After the last two classes, there are a few crucial house-keeping things that I have concluded are necessary to this kind of teaching and made sure to do today: (1) The groups needed to be assigned groups, and in the absence of any strong reason to socially engineer, I went with the random method. (2) I told them why I was insisting they work in groups (because it is pedagogically valuable; I will tell them about the ‘real world’ and how they can’t avoid working in groups very shortly). (3) I also told them that they were all to turn in an evaluation at the end of the class that would comment on their contribution to their group, as well as the group’s value to them, including how they felt they were treated by the group. And (4) I asked for the standard ‘one thing you still don’t get’ feedback.
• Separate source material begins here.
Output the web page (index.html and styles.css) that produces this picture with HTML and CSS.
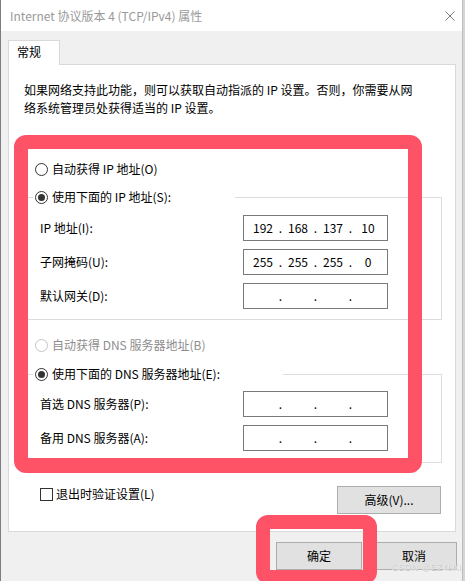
FILE: index.html
```html
<!DOCTYPE html>
<html>
<head>
  <meta charset="utf-8">
  <title>Internet 协议版本 4 (TCP/IPv4) 属性</title>
  <link rel="stylesheet" href="styles.css">
</head>
<body>
  <div class="window">
    <div class="titlebar">
      <span class="title">Internet 协议版本 4 (TCP/IPv4) 属性</span>
      <svg class="close" width="10" height="10" viewBox="0 0 10 10">
        <path d="M0.5 0.5 L9.5 9.5 M9.5 0.5 L0.5 9.5" stroke="#7a7a7a" stroke-width="1" fill="none"/>
      </svg>
    </div>

    <div class="client">
      <div class="tab">常规</div>

      <div class="panel">
        <p class="intro">如果网络支持此功能，则可以获取自动指派的 IP 设置。否则，你需要从网<br>络系统管理员处获得适当的 IP 设置。</p>

        <div class="radio radio-first"><span class="dot"></span>自动获得 IP 地址(O)</div>

        <fieldset class="group group-ip">
          <legend class="caption caption-ip"><span class="radio"><span class="dot checked"></span>使用下面的 IP 地址(S):</span></legend>
          <div class="field">
            <span>IP 地址(I):</span>
            <div class="ip"><span class="oct">192</span><span class="sep">.</span><span class="oct">168</span><span class="sep">.</span><span class="oct">137</span><span class="sep">.</span><span class="oct">10</span></div>
          </div>
          <div class="field">
            <span>子网掩码(U):</span>
            <div class="ip"><span class="oct">255</span><span class="sep">.</span><span class="oct">255</span><span class="sep">.</span><span class="oct">255</span><span class="sep">.</span><span class="oct">0</span></div>
          </div>
          <div class="field">
            <span>默认网关(D):</span>
            <div class="ip"><span class="oct"></span><span class="sep">.</span><span class="oct"></span><span class="sep">.</span><span class="oct"></span><span class="sep">.</span><span class="oct"></span></div>
          </div>
        </fieldset>

        <div class="radio radio-dns disabled"><span class="dot"></span>自动获得 DNS 服务器地址(B)</div>

        <fieldset class="group group-dns">
          <legend class="caption caption-dns"><span class="radio"><span class="dot checked"></span>使用下面的 DNS 服务器地址(E):</span></legend>
          <div class="field">
            <span>首选 DNS 服务器(P):</span>
            <div class="ip"><span class="oct"></span><span class="sep">.</span><span class="oct"></span><span class="sep">.</span><span class="oct"></span><span class="sep">.</span><span class="oct"></span></div>
          </div>
          <div class="field">
            <span>备用 DNS 服务器(A):</span>
            <div class="ip"><span class="oct"></span><span class="sep">.</span><span class="oct"></span><span class="sep">.</span><span class="oct"></span><span class="sep">.</span><span class="oct"></span></div>
          </div>
        </fieldset>

        <div class="panel-foot">
          <div class="check"><span class="box"></span>退出时验证设置(L)</div>
          <button class="btn btn-advanced">高级(V)...</button>
        </div>
      </div>

      <div class="actions">
        <button class="btn">确定</button>
        <button class="btn">取消</button>
      </div>
    </div>

    <!-- annotation frames drawn over the dialog -->
    <div class="mark mark-settings"></div>
    <div class="mark mark-ok"></div>
    <div class="watermark">CSDN @EZ4sKi</div>
  </div>
</body>
</html>
```

FILE: styles.css
```css
* {
  box-sizing: border-box;
}
html, body {
  margin: 0;
}
body {
  background: #d6d6d6;
  font-family: "Noto Sans CJK SC", "Noto Sans", sans-serif;
  font-size: 12px;
  line-height: 18px;
  color: #000;
}
.window {
  position: relative;
  width: 463px;
  height: 581px;
  background: #f0f0f0;
  border-left: 1px solid #7d7d7d;
  border-right: 1px solid #bdbdbd;
  overflow: hidden;
}
.titlebar {
  height: 31px;
  background: #fff;
  display: flex;
  align-items: center;
  justify-content: space-between;
  padding: 0 7px 0 9px;
}
.title {
  color: #9a9a9a;
}
.close {
  display: block;
}
.client {
  padding: 9px 5px 0 7px;
}
.tab {
  position: relative;
  width: 52px;
  height: 25px;
  margin-bottom: -1px;
  padding-left: 8px;
  line-height: 22px;
  background: #fff;
  border: 1px solid #d9d9d9;
  border-bottom: none;
}
.panel {
  width: 448px;
  background: #fff;
  border: 1px solid #d9d9d9;
  padding: 16px 0 17px 0;
}
.intro {
  margin: 0 0 0 15px;
}

/* radio buttons */
.radio {
  display: flex;
  align-items: center;
  gap: 4px;
  height: 18px;
}
.radio-first {
  margin: 43px 0 0 26px;
}
.radio-dns {
  margin: 16px 0 0 26px;
}
.dot {
  width: 13px;
  height: 13px;
  border: 1px solid #333;
  border-radius: 50%;
  display: flex;
  align-items: center;
  justify-content: center;
  background: #fff;
}
.dot.checked::after {
  content: "";
  width: 7px;
  height: 7px;
  border-radius: 50%;
  background: #333;
}
.disabled {
  color: #8d8d8d;
}
.disabled .dot {
  border-color: #c4c4c4;
}

/* group boxes */
.group {
  margin: 10px 13px 0 11px;
  border: 1px solid #dcdcdc;
  padding: 9px 0 10px 0;
  min-width: 0;
}
.group-dns {
  margin-top: 11px;
  padding: 8px 0 11px 0;
}
.caption {
  margin-left: 12px;
  padding: 0 0 0 2px;
  background: #fff;
}
.caption-ip {
  width: 202px;
}
.caption-dns {
  width: 250px;
}
.field {
  display: flex;
  align-items: center;
  justify-content: space-between;
  height: 26px;
  padding: 0 53px 0 19px;
}
.field + .field {
  margin-top: 8px;
}
.ip {
  width: 145px;
  height: 26px;
  border: 1px solid #7a7a7a;
  display: flex;
  align-items: center;
  padding-left: 4px;
}
.oct {
  width: 30px;
  text-align: center;
}
.sep {
  width: 5px;
  text-align: center;
}

/* bottom of panel */
.panel-foot {
  display: flex;
  justify-content: space-between;
  align-items: flex-start;
  margin: 22px 14px 0 31px;
}
.check {
  display: flex;
  align-items: center;
  gap: 3px;
}
.box {
  width: 13px;
  height: 13px;
  border: 1px solid #333;
  background: #fff;
}
.btn {
  width: 86px;
  height: 28px;
  padding: 0;
  font: inherit;
  color: #000;
  background: #e1e1e1;
  border: 1px solid #adadad;
}
.btn-advanced {
  width: 104px;
  margin-top: 1px;
}
.actions {
  display: flex;
  justify-content: flex-end;
  gap: 9px;
  margin-top: 10px;
}

/* red highlight frames */
.mark {
  position: absolute;
  border: 14px solid #fe5267;
  border-radius: 12px;
}
.mark-settings {
  left: 13px;
  top: 135px;
  width: 408px;
  height: 338px;
  border-bottom-width: 15px;
}
.mark-ok {
  left: 255px;
  top: 515px;
  width: 121px;
  height: 69px;
}
.watermark {
  position: absolute;
  left: 391px;
  top: 563px;
  font-family: "Liberation Sans", sans-serif;
  font-size: 9px;
  line-height: 10px;
  letter-spacing: 0.3px;
  color: #c4c4c4;
  text-shadow: 0 0 1px #fff, 0 0 1px #fff;
}
```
The responses were excellent — they overwhelmingly liked the groups, were surprised by how well the randomly-generated groups worked, and expressed a great deal of comfort with the structure. The point I have made repeatedly to them is that the way we test grasp of this material is through problem-solving and as such, they like that they get to practice it. And they love being most of the way through the homework so early.

A few weren’t very sure they preferred this to the standard lecture, but didn’t really see any major reason to complain yet. Except for one student, who doesn’t understand what’s going on, doesn’t feel like he’s contributing to the group, and is lost and worried. I think I know what to do with and for him, but given only 1 student complaint — so far so good. I like how I am spending my time, and I like how the students are spending their time.

Of course, this is only kinematics. On Wed we hit Newton’s laws, and that will be a crucial test of this technique.